我正在使用Spring Batch(3.0.1.RELEASE)/JPA和HSQLBD服务器数据库。
我需要浏览整个表(使用分页)和更新项目(一个接一个)。因此,我使用了jpaPagingItemReader。但是当我运行作业时,我可以看到跳过了一些行,并且跳过的行数等于页面大小。例如,如果我的表有12行并且jpaPagingItemReader.pagesize = 3,则作业将读取:第1,2,3行,然后第7,8,9行(因此跳过第4,5,6行)…
您能告诉我我的代码/配置出了什么问题吗,还是HSQLDB分页有问题?
下面是我的代码:

[编辑] :问题出在我的ItemProcessor上,它对POJO实体进行了修改。由于JPAPagingItemReader在每次读取之间进行刷新,因此Entities会更新((这就是我想要的)。
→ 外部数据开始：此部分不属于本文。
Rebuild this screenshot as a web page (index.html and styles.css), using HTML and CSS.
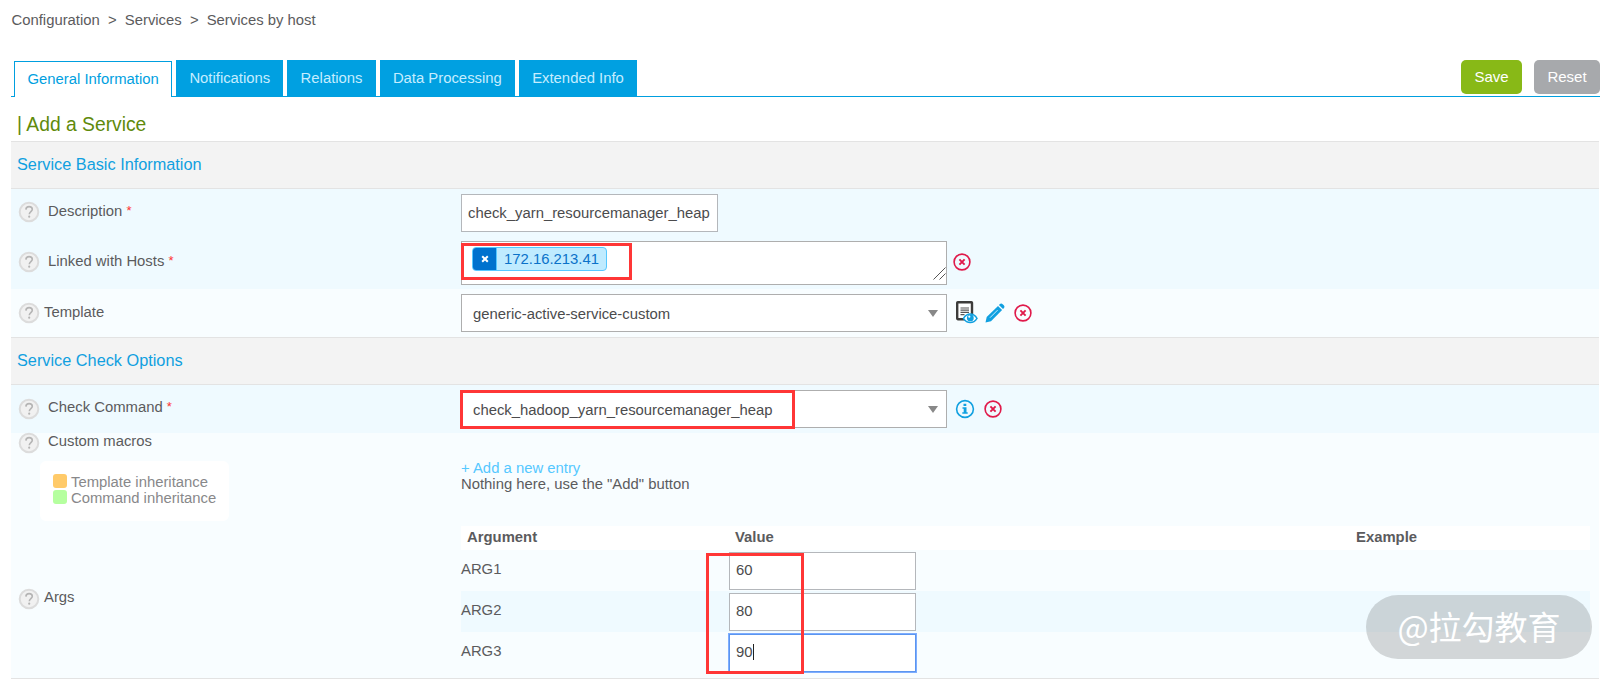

但是,似乎光标分页也增加了(如在日志中所见:行ID 4、5和6已被删除跳过)如何解决此问题?

@Configuration
@EnableBatchProcessing(modular=true)
public class AppBatchConfig {
  @Inject
  private InfrastructureConfiguration infrastructureConfiguration;
  @Inject private JobBuilderFactory jobs;
  @Inject private StepBuilderFactory steps;

  @Bean  public Job job() {
     return jobs.get("Myjob1").start(step1()).build();
  }
  @Bean  public Step step1() {
      return steps.get("step1")
                .<SNUserPerCampaign, SNUserPerCampaign> chunk(0)
                .reader(reader()).processor(processor()).build();
  }
  @Bean(destroyMethod = "")
@JobScope
public ItemStreamReader<SNUserPerCampaign> reader() String trigramme) {
    JpaPagingItemReader reader = new JpaPagingItemReader();
    reader.setEntityManagerFactory(infrastructureConfiguration.getEntityManagerFactory());
    reader.setQueryString("select t from SNUserPerCampaign t where t.isactive=true");
    reader.setPageSize(3));
    return reader;
}
 @Bean @JobScope
 public ItemProcessor<SNUserPerCampaign, SNUserPerCampaign> processor() {
     return new MyItemProcessor();
 }
}

@Configuration
@EnableBatchProcessing
public class StandaloneInfrastructureConfiguration implements InfrastructureConfiguration {
 @Inject private EntityManagerFactory emf;
 @Override
public EntityManagerFactory getEntityManagerFactory() {
    return emf;
}
}

从我的ItemProcessor中:
@Override
public SNUserPerCampaign process(SNUserPerCampaign item) throws Exception {
    //do some stuff …
   //then if (condition) update the Entity pojo :
   item.setModificationDate(new Timestamp(System.currentTimeMillis());
   item.setIsactive = false;

}

从Spring xml配置文件:
<tx:annotation-driven transaction-manager="transactionManager" />
<bean id="transactionManager" class="org.springframework.orm.jpa.JpaTransactionManager">
    <property name="entityManagerFactory" ref="entityManagerFactory" />
</bean>

<bean id="entityManagerFactory" class="org.springframework.orm.jpa.LocalContainerEntityManagerFactoryBean">
    <property name="dataSource" ref="dataSource" />
</bean>

<bean id="dataSource" class="org.springframework.jdbc.datasource.DriverManagerDataSource">
    <property name="driverClassName" value="org.hsqldb.jdbcDriver" />
    <property name="url" value="jdbc:hsqldb:hsql://localhost:9001/MYAppDB" />
    <property name="username" value="sa" />
    <property name="password" value="" />
</bean>

跟踪/日志摘要:
11:16:05.728 TRACE MyItemProcessor - item processed: snUserInternalId=1]
11:16:06.038 TRACE MyItemProcessor - item processed: snUserInternalId=2]
11:16:06.350 TRACE MyItemProcessor - item processed: snUserInternalId=3]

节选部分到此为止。